* [REQUIREMENT] Skip the images and return the records below exactly.

* [RECORDED INFORMATION]
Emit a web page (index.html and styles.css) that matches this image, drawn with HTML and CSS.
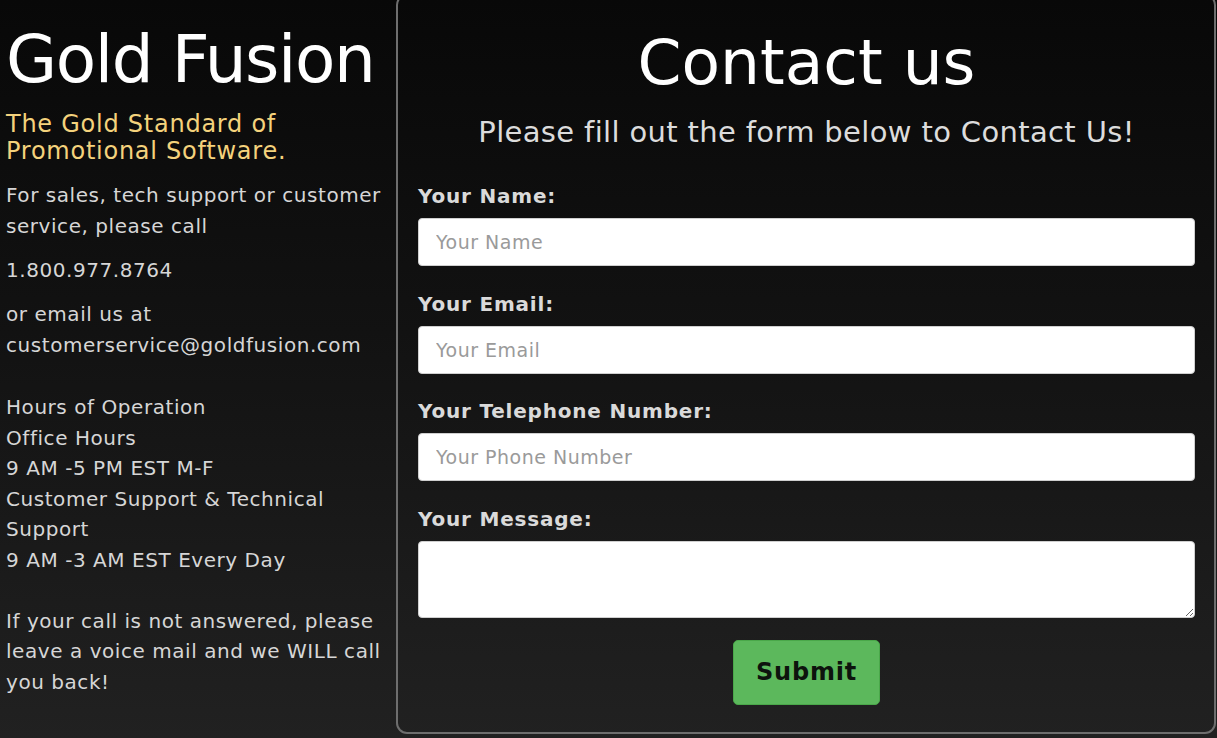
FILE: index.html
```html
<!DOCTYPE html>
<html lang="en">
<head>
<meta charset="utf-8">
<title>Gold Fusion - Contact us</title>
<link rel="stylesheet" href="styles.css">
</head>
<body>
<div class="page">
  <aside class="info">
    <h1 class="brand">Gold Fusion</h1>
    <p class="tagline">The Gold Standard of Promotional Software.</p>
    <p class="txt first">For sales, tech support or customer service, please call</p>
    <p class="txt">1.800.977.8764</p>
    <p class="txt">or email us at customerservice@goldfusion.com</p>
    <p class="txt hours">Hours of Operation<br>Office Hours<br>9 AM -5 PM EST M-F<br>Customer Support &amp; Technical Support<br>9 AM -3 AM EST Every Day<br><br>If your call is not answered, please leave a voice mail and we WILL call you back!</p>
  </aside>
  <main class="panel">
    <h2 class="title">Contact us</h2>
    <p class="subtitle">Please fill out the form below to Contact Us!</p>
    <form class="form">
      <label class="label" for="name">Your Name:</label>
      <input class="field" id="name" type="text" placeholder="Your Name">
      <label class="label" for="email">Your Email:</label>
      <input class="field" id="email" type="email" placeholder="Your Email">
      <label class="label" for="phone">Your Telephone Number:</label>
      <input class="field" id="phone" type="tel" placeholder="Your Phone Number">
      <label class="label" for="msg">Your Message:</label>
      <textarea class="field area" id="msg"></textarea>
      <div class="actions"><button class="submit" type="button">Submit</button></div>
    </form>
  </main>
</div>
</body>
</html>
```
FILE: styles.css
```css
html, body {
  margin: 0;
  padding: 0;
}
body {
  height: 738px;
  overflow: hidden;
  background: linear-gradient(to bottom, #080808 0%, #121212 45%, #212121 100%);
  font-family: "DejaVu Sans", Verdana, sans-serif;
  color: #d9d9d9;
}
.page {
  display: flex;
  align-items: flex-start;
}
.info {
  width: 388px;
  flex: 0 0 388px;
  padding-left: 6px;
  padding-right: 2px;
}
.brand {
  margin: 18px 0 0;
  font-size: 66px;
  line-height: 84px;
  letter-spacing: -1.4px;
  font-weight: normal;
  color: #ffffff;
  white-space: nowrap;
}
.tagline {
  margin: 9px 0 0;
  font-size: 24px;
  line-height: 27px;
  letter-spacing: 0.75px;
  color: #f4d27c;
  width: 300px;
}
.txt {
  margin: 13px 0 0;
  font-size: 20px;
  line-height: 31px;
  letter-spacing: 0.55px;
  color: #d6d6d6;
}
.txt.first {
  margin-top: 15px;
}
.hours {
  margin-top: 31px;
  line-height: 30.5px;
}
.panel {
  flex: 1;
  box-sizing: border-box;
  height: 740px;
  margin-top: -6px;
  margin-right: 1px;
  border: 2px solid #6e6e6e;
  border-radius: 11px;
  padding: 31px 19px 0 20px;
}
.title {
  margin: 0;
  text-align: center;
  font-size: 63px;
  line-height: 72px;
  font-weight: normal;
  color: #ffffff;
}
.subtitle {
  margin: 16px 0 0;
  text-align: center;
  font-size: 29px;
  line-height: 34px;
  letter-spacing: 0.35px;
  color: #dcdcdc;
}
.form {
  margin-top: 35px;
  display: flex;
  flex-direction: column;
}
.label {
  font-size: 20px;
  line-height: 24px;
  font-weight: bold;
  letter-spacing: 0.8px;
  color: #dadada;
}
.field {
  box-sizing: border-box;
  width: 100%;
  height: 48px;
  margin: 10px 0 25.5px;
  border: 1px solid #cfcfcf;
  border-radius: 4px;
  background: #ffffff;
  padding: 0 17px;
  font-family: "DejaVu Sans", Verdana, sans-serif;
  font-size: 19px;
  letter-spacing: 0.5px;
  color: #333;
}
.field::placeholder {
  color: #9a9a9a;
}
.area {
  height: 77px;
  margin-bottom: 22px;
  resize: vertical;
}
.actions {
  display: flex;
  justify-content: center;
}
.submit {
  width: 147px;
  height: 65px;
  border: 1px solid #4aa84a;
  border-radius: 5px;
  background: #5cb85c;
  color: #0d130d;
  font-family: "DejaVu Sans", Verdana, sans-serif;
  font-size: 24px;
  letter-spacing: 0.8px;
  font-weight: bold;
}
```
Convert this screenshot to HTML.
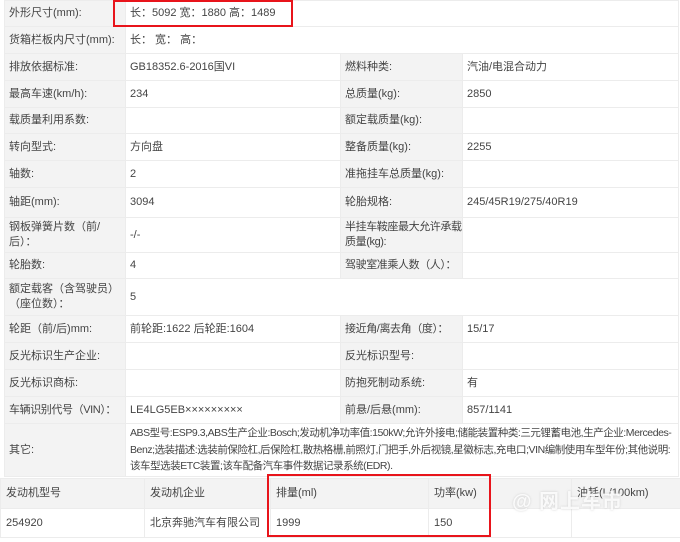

* [EXERCISE RESULT]
Emit a web page (index.html and styles.css) that matches this image, drawn with HTML and CSS.
FILE: index.html
```html
<!DOCTYPE html>
<html lang="en">
<head>
<meta charset="utf-8">
<title>Gold Fusion - Contact us</title>
<link rel="stylesheet" href="styles.css">
</head>
<body>
<div class="page">
  <aside class="info">
    <h1 class="brand">Gold Fusion</h1>
    <p class="tagline">The Gold Standard of Promotional Software.</p>
    <p class="txt first">For sales, tech support or customer service, please call</p>
    <p class="txt">1.800.977.8764</p>
    <p class="txt">or email us at customerservice@goldfusion.com</p>
    <p class="txt hours">Hours of Operation<br>Office Hours<br>9 AM -5 PM EST M-F<br>Customer Support &amp; Technical Support<br>9 AM -3 AM EST Every Day<br><br>If your call is not answered, please leave a voice mail and we WILL call you back!</p>
  </aside>
  <main class="panel">
    <h2 class="title">Contact us</h2>
    <p class="subtitle">Please fill out the form below to Contact Us!</p>
    <form class="form">
      <label class="label" for="name">Your Name:</label>
      <input class="field" id="name" type="text" placeholder="Your Name">
      <label class="label" for="email">Your Email:</label>
      <input class="field" id="email" type="email" placeholder="Your Email">
      <label class="label" for="phone">Your Telephone Number:</label>
      <input class="field" id="phone" type="tel" placeholder="Your Phone Number">
      <label class="label" for="msg">Your Message:</label>
      <textarea class="field area" id="msg"></textarea>
      <div class="actions"><button class="submit" type="button">Submit</button></div>
    </form>
  </main>
</div>
</body>
</html>
```
FILE: styles.css
```css
html, body {
  margin: 0;
  padding: 0;
}
body {
  height: 738px;
  overflow: hidden;
  background: linear-gradient(to bottom, #080808 0%, #121212 45%, #212121 100%);
  font-family: "DejaVu Sans", Verdana, sans-serif;
  color: #d9d9d9;
}
.page {
  display: flex;
  align-items: flex-start;
}
.info {
  width: 388px;
  flex: 0 0 388px;
  padding-left: 6px;
  padding-right: 2px;
}
.brand {
  margin: 18px 0 0;
  font-size: 66px;
  line-height: 84px;
  letter-spacing: -1.4px;
  font-weight: normal;
  color: #ffffff;
  white-space: nowrap;
}
.tagline {
  margin: 9px 0 0;
  font-size: 24px;
  line-height: 27px;
  letter-spacing: 0.75px;
  color: #f4d27c;
  width: 300px;
}
.txt {
  margin: 13px 0 0;
  font-size: 20px;
  line-height: 31px;
  letter-spacing: 0.55px;
  color: #d6d6d6;
}
.txt.first {
  margin-top: 15px;
}
.hours {
  margin-top: 31px;
  line-height: 30.5px;
}
.panel {
  flex: 1;
  box-sizing: border-box;
  height: 740px;
  margin-top: -6px;
  margin-right: 1px;
  border: 2px solid #6e6e6e;
  border-radius: 11px;
  padding: 31px 19px 0 20px;
}
.title {
  margin: 0;
  text-align: center;
  font-size: 63px;
  line-height: 72px;
  font-weight: normal;
  color: #ffffff;
}
.subtitle {
  margin: 16px 0 0;
  text-align: center;
  font-size: 29px;
  line-height: 34px;
  letter-spacing: 0.35px;
  color: #dcdcdc;
}
.form {
  margin-top: 35px;
  display: flex;
  flex-direction: column;
}
.label {
  font-size: 20px;
  line-height: 24px;
  font-weight: bold;
  letter-spacing: 0.8px;
  color: #dadada;
}
.field {
  box-sizing: border-box;
  width: 100%;
  height: 48px;
  margin: 10px 0 25.5px;
  border: 1px solid #cfcfcf;
  border-radius: 4px;
  background: #ffffff;
  padding: 0 17px;
  font-family: "DejaVu Sans", Verdana, sans-serif;
  font-size: 19px;
  letter-spacing: 0.5px;
  color: #333;
}
.field::placeholder {
  color: #9a9a9a;
}
.area {
  height: 77px;
  margin-bottom: 22px;
  resize: vertical;
}
.actions {
  display: flex;
  justify-content: center;
}
.submit {
  width: 147px;
  height: 65px;
  border: 1px solid #4aa84a;
  border-radius: 5px;
  background: #5cb85c;
  color: #0d130d;
  font-family: "DejaVu Sans", Verdana, sans-serif;
  font-size: 24px;
  letter-spacing: 0.8px;
  font-weight: bold;
}
```
Convert this screenshot to HTML.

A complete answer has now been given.